[start Source data]

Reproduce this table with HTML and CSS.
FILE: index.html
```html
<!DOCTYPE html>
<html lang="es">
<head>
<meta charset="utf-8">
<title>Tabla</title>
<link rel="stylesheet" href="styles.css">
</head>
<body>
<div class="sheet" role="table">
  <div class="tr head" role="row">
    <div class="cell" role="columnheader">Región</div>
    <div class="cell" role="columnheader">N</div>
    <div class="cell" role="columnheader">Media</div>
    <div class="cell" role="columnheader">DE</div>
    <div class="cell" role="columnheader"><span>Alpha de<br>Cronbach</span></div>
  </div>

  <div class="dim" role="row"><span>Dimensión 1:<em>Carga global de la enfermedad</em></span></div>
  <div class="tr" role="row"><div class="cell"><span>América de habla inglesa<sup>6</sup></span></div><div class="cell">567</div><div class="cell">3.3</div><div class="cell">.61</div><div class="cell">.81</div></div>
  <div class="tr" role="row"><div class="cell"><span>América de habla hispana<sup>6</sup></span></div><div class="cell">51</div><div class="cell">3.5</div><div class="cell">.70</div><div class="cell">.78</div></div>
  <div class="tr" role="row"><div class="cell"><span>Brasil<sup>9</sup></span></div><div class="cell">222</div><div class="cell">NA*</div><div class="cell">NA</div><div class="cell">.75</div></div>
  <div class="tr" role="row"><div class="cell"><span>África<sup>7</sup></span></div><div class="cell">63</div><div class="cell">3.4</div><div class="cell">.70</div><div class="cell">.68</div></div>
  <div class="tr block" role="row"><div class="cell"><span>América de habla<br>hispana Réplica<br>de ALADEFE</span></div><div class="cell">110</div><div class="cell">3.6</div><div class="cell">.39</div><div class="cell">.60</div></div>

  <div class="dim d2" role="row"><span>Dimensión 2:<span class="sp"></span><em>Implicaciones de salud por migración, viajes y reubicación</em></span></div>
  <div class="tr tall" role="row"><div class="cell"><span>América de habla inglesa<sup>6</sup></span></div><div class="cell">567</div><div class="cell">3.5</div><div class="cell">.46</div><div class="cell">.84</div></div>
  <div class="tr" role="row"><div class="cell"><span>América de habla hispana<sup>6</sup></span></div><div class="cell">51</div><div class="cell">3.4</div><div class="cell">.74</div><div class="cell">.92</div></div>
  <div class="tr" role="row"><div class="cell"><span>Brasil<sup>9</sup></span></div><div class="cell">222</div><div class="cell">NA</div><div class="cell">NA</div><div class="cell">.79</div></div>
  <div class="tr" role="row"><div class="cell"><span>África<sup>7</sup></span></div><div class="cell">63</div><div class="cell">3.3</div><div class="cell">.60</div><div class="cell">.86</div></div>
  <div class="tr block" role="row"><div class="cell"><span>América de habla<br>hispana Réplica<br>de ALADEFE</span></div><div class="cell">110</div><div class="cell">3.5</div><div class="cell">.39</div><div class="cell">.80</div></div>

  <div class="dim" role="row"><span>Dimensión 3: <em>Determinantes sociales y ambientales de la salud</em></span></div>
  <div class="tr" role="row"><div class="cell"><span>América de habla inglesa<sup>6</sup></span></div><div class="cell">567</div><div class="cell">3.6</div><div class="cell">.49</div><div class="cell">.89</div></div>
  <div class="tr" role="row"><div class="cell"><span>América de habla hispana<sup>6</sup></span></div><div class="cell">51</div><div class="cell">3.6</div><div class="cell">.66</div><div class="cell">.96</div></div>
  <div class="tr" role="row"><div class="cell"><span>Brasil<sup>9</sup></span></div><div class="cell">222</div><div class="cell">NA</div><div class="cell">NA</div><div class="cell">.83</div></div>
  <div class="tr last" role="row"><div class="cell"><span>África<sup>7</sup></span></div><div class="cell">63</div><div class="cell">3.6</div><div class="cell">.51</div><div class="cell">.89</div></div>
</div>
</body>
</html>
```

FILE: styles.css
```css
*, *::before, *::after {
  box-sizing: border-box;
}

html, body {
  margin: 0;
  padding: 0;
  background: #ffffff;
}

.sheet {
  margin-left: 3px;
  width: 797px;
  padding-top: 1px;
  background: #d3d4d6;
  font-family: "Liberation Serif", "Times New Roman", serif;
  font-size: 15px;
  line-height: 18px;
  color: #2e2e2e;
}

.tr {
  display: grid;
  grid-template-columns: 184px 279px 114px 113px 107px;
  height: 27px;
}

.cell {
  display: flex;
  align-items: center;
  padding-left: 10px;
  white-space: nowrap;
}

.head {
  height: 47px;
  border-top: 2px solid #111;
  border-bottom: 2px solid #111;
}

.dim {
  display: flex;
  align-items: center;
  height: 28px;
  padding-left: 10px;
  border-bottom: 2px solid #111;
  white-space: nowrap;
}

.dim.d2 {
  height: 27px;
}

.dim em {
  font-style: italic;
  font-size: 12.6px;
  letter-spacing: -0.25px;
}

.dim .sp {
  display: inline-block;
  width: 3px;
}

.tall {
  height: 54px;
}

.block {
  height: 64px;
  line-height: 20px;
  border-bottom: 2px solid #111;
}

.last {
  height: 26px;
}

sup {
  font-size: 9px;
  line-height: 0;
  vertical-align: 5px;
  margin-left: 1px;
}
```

[end Source data]

Required work —
Show, from the material above, each line that includes the string "table".

Complete answer —
Reproduce this table with HTML and CSS.
<div class="sheet" role="table">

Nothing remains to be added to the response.